*Extracted records*.

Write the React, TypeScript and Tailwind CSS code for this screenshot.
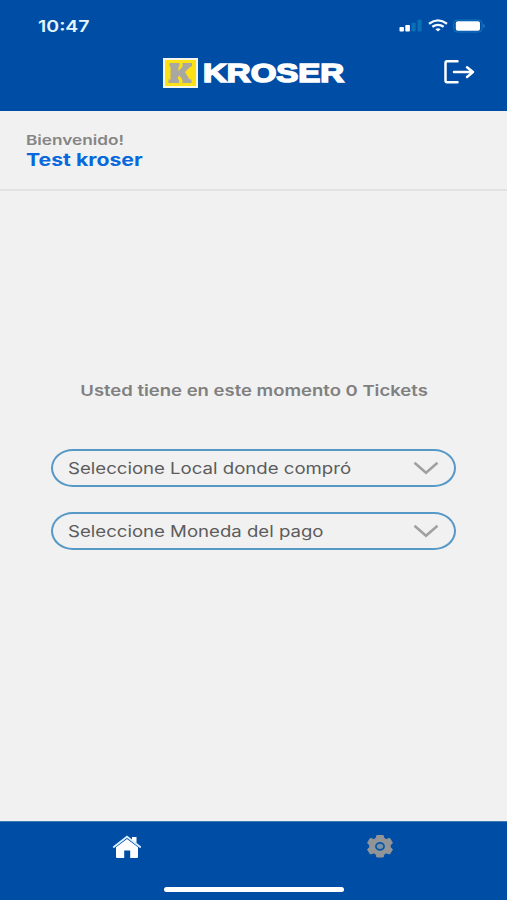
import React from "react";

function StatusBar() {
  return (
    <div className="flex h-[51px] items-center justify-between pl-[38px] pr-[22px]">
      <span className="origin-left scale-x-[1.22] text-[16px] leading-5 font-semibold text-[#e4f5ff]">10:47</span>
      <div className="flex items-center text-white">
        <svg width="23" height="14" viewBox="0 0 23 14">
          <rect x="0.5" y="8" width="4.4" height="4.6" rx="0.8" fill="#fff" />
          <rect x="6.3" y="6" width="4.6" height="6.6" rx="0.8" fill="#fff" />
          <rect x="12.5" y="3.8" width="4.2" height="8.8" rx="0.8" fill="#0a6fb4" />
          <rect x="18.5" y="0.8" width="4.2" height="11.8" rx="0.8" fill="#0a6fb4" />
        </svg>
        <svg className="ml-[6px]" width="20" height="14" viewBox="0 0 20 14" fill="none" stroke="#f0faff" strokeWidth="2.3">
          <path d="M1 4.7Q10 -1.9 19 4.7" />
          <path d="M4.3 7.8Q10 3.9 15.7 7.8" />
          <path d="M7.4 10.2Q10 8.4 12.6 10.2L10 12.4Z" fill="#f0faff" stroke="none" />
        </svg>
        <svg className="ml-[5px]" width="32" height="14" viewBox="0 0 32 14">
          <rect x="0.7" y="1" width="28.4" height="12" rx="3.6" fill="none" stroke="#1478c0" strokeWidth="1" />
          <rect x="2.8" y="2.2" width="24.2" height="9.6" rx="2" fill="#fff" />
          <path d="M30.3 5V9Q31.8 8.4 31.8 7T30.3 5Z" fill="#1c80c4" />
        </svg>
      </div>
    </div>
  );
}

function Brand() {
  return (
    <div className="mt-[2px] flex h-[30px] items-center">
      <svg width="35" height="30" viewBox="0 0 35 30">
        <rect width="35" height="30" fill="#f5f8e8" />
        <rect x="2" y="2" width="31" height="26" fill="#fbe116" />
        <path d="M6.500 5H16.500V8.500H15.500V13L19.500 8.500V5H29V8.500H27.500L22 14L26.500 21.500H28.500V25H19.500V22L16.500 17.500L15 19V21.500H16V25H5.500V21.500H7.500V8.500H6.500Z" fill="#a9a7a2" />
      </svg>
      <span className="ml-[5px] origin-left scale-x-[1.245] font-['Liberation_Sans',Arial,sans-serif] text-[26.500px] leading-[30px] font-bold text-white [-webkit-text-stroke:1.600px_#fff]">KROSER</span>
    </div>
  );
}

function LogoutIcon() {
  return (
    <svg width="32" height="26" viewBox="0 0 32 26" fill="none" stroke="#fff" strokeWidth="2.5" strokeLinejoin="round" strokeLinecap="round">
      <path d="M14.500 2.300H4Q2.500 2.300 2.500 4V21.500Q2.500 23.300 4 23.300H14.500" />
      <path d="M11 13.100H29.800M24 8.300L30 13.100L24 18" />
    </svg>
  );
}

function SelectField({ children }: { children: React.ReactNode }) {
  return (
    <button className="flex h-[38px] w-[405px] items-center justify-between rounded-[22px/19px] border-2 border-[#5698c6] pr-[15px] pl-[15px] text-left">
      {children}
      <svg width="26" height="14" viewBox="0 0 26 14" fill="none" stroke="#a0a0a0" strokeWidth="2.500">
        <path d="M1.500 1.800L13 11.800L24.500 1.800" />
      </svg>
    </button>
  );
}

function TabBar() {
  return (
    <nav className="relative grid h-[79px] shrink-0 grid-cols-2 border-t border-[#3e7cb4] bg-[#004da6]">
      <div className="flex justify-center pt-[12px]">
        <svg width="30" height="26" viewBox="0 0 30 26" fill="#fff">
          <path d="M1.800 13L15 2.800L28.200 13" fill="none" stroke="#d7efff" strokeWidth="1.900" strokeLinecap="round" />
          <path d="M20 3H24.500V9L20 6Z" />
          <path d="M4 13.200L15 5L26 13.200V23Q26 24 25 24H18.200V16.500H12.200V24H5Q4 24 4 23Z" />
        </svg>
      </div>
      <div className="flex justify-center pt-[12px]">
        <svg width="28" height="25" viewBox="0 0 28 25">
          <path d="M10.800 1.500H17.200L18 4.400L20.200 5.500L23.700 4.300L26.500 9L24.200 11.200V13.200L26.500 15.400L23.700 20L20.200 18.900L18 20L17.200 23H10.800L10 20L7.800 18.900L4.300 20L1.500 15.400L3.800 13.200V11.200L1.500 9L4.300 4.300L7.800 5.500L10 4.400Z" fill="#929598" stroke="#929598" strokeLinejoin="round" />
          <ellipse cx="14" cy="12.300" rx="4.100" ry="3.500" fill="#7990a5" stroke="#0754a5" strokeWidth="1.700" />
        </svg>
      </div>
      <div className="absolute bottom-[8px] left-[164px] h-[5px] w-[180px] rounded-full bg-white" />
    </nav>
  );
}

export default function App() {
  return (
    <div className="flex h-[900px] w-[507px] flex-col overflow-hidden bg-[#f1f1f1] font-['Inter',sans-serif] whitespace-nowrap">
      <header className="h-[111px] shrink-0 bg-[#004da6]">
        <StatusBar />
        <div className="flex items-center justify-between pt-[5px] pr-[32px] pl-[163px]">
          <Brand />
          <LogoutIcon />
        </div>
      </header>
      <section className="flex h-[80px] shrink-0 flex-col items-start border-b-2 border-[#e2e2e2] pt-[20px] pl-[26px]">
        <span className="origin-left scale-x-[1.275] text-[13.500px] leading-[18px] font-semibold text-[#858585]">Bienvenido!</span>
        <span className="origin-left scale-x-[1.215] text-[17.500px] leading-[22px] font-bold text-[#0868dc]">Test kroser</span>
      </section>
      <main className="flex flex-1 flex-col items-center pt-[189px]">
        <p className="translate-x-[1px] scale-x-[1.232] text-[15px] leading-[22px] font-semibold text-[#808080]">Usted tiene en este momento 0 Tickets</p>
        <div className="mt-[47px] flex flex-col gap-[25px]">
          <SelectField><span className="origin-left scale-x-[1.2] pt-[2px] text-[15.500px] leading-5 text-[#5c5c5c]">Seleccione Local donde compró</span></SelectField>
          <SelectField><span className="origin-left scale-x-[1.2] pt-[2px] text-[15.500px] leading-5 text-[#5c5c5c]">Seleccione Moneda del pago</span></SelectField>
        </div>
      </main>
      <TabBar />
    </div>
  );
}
--
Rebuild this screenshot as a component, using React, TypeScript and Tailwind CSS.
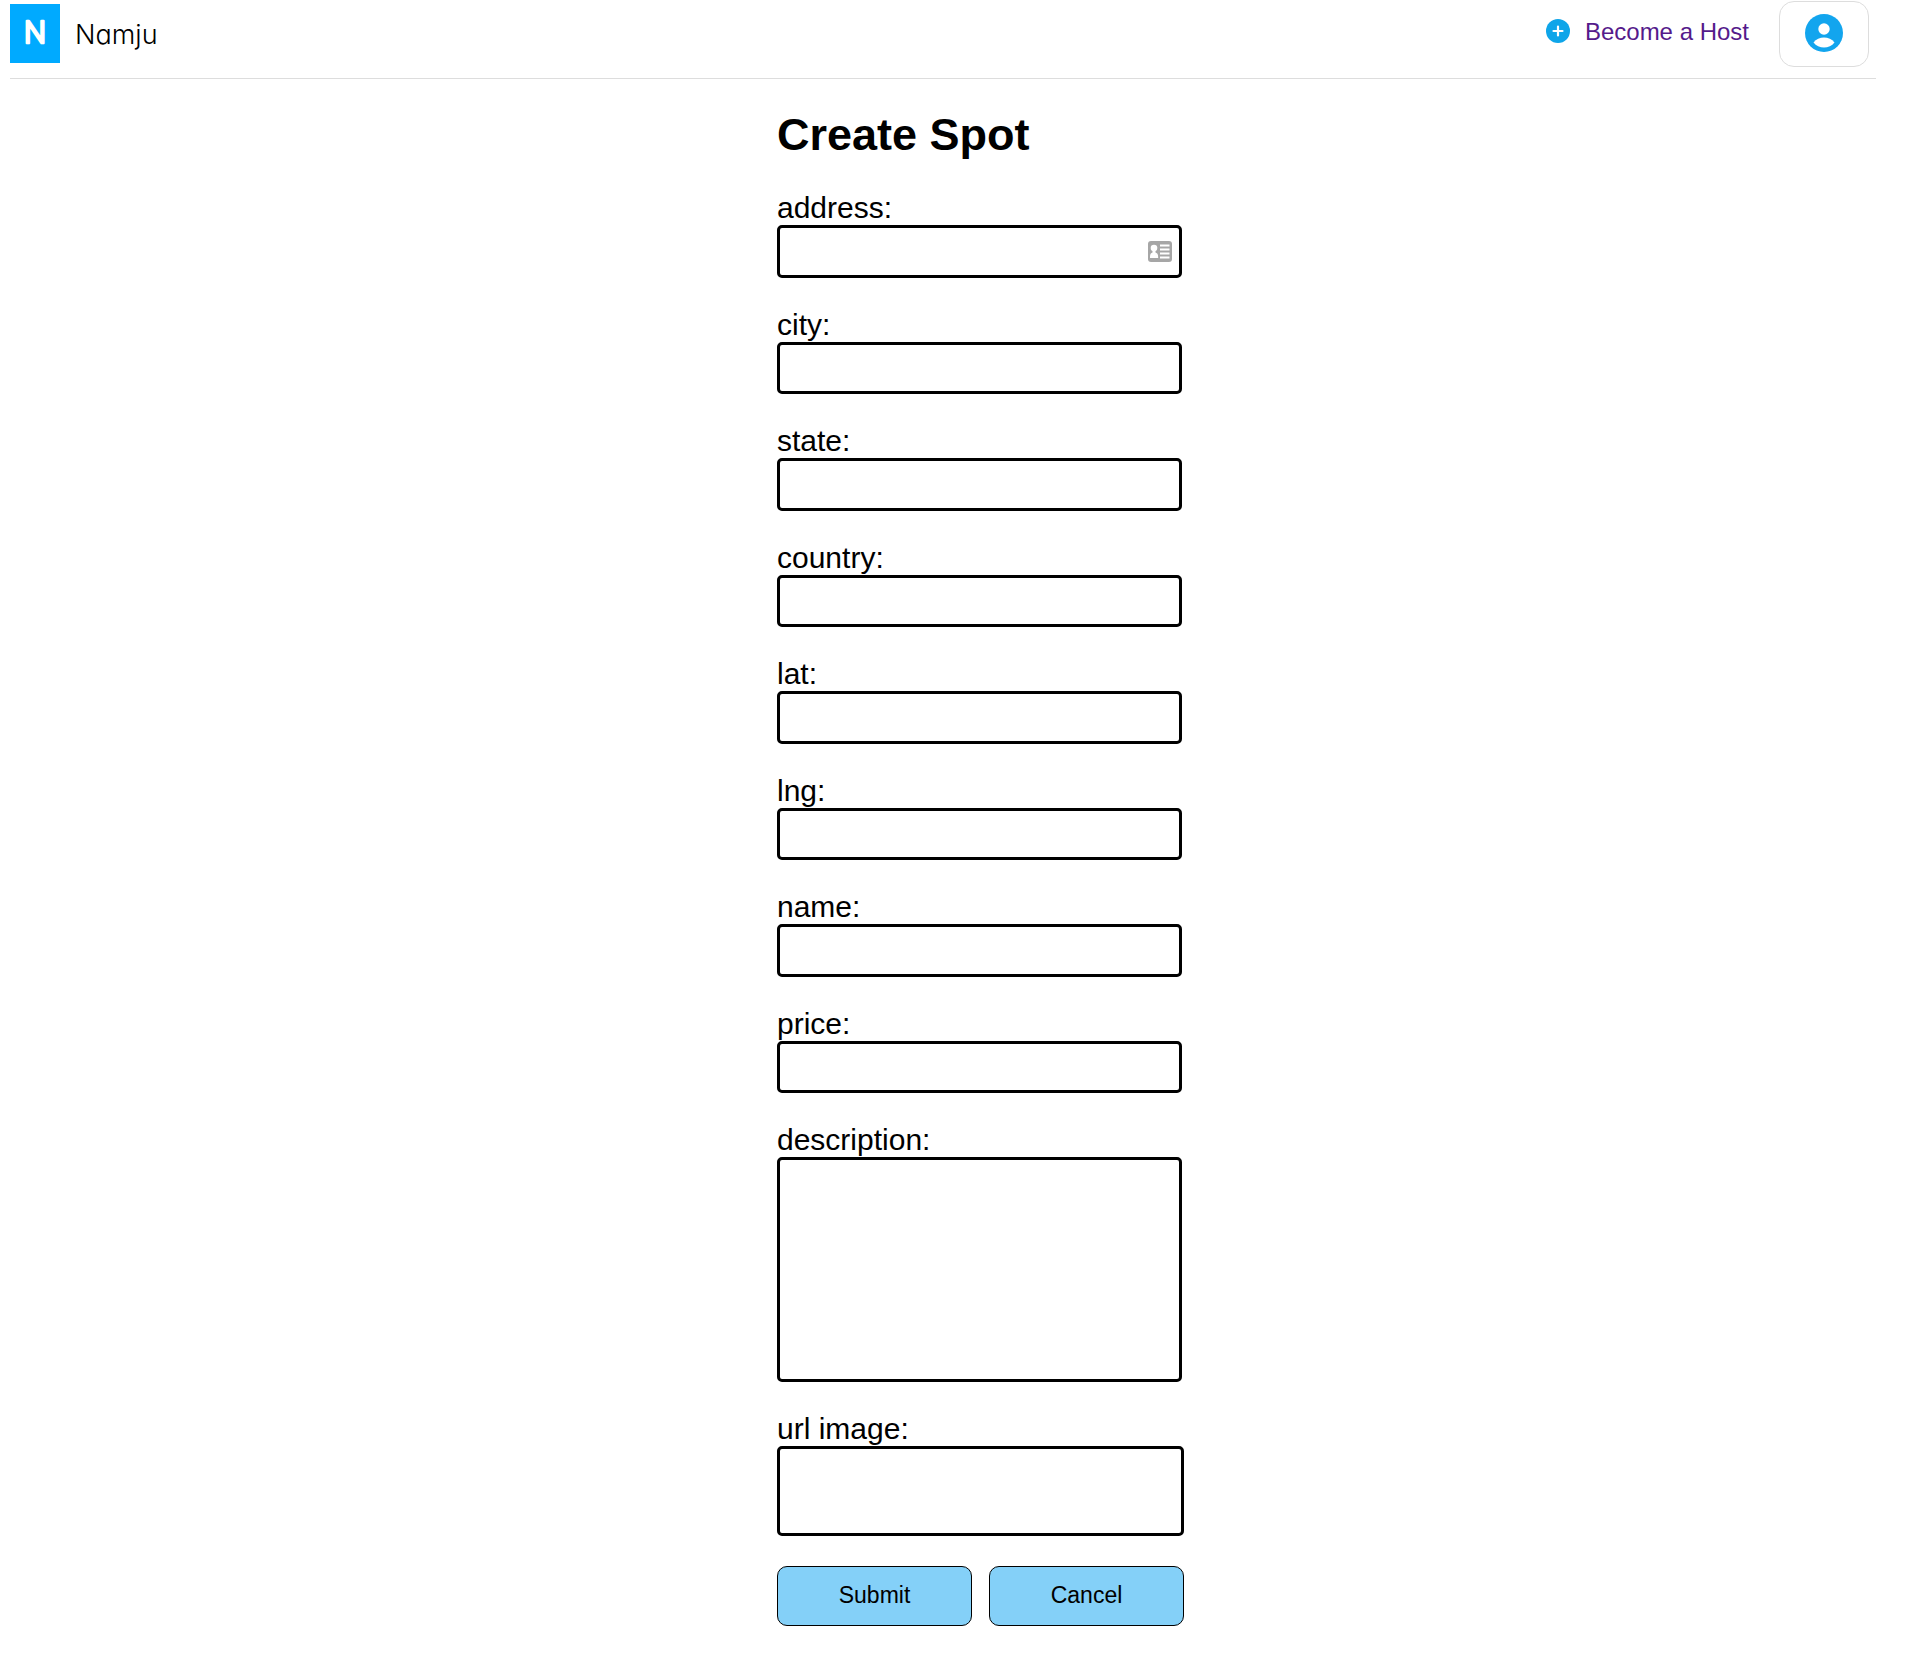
* * *
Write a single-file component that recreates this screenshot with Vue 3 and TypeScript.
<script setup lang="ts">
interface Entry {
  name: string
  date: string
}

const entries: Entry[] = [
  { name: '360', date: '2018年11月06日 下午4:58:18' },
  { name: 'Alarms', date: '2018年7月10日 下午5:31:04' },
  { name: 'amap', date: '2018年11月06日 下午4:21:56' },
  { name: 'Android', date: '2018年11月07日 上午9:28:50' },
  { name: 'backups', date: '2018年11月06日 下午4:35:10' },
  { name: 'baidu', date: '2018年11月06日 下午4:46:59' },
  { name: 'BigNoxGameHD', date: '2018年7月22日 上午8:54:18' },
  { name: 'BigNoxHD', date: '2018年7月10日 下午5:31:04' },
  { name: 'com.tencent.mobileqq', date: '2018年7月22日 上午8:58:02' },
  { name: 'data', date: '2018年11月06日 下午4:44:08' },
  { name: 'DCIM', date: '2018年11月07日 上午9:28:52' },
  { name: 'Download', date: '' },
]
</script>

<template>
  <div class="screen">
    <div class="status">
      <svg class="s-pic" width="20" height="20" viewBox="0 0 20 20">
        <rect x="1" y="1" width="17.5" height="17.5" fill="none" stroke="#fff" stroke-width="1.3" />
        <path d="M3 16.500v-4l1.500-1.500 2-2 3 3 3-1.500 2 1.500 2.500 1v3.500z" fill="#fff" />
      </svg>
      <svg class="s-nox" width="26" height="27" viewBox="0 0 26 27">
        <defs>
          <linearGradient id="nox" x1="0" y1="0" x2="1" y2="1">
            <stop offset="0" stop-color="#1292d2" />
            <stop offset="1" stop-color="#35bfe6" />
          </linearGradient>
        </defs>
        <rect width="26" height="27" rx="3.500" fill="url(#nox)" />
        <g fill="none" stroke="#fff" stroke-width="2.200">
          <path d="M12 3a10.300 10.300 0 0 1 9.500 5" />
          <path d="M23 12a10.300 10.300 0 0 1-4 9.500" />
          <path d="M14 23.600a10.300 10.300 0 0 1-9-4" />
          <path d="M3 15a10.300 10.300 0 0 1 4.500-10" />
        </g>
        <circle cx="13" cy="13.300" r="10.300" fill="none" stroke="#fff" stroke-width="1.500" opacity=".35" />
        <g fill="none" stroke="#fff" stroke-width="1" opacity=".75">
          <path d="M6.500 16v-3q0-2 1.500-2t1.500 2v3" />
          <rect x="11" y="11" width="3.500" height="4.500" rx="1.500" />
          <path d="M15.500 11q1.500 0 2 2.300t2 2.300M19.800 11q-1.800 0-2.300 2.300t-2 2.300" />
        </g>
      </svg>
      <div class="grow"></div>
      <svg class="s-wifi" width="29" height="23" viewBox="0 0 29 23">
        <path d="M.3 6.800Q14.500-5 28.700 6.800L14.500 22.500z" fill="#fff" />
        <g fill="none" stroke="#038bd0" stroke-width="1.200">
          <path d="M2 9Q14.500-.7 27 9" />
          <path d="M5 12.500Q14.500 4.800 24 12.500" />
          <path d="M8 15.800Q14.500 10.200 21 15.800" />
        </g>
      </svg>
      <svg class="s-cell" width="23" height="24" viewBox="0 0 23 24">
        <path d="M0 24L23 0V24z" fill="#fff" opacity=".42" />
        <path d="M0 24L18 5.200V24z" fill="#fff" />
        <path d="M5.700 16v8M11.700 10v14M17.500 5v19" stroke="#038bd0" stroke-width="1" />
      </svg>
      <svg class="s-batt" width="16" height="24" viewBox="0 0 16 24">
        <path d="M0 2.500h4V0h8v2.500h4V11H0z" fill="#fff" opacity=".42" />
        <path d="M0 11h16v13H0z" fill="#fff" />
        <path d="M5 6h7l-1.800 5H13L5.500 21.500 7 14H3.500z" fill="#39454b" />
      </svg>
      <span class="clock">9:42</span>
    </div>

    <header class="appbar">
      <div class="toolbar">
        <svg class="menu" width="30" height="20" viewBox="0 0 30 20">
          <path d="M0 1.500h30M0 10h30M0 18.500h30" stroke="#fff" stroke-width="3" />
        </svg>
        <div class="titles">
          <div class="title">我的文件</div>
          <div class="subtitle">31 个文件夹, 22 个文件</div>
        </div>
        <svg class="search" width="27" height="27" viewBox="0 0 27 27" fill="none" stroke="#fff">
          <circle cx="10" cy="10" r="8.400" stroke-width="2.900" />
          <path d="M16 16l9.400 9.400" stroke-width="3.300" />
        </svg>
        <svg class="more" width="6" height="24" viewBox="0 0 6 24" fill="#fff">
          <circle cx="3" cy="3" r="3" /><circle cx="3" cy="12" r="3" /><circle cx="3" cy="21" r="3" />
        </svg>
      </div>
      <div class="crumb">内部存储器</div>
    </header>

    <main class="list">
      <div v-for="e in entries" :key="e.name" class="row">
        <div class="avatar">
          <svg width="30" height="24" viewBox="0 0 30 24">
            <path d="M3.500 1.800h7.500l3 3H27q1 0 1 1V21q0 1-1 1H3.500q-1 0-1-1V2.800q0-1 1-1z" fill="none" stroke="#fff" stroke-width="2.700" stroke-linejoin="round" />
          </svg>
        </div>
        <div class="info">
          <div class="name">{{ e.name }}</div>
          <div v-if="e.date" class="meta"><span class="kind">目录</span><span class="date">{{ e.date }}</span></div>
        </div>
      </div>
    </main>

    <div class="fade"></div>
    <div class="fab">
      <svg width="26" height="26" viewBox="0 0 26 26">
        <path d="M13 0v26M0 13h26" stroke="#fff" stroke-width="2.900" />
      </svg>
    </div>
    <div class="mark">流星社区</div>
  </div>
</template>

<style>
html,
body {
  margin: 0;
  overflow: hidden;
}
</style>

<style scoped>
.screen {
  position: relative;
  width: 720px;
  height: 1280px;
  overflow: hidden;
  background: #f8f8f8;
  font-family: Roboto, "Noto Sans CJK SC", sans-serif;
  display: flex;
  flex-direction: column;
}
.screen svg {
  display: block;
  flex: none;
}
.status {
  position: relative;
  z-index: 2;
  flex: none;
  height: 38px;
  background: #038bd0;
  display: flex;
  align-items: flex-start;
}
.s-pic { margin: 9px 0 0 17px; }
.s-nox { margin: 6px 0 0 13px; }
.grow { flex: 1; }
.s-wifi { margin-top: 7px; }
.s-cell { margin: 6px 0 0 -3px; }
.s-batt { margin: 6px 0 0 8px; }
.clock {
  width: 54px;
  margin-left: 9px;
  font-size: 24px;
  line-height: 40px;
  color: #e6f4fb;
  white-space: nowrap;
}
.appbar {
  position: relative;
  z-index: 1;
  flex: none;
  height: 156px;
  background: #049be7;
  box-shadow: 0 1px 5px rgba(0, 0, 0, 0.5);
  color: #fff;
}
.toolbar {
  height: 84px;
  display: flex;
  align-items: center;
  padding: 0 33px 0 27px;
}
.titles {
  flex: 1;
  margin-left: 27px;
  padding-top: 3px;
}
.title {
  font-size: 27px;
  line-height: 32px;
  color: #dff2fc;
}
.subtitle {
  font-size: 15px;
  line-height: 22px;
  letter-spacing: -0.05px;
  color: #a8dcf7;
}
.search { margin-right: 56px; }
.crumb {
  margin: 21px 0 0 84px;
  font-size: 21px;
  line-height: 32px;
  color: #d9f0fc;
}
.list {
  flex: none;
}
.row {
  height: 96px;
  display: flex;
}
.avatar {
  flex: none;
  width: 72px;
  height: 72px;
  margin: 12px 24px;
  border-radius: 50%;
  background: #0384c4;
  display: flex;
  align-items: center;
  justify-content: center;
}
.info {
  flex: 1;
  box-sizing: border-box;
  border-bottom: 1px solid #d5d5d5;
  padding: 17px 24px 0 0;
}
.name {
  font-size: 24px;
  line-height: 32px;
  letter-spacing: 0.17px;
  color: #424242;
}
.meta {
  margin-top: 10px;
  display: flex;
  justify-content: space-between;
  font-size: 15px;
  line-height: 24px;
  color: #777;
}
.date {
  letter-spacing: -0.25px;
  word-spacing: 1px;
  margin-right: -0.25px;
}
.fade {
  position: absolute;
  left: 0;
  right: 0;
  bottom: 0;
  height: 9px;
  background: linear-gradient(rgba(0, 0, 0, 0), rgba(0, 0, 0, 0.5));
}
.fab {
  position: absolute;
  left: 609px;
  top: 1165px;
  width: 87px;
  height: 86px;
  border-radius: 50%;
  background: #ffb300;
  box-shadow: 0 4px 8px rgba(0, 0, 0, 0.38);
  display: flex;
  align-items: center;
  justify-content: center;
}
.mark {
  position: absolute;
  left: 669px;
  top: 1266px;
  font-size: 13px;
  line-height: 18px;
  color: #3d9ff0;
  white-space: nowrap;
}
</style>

*Aim of the task*.
Extract every line above containing the word "this".

*Answer for the task*.
Write the React, TypeScript and Tailwind CSS code for this screenshot.
Rebuild this screenshot as a component, using React, TypeScript and Tailwind CSS.
Write a single-file component that recreates this screenshot with Vue 3 and TypeScript.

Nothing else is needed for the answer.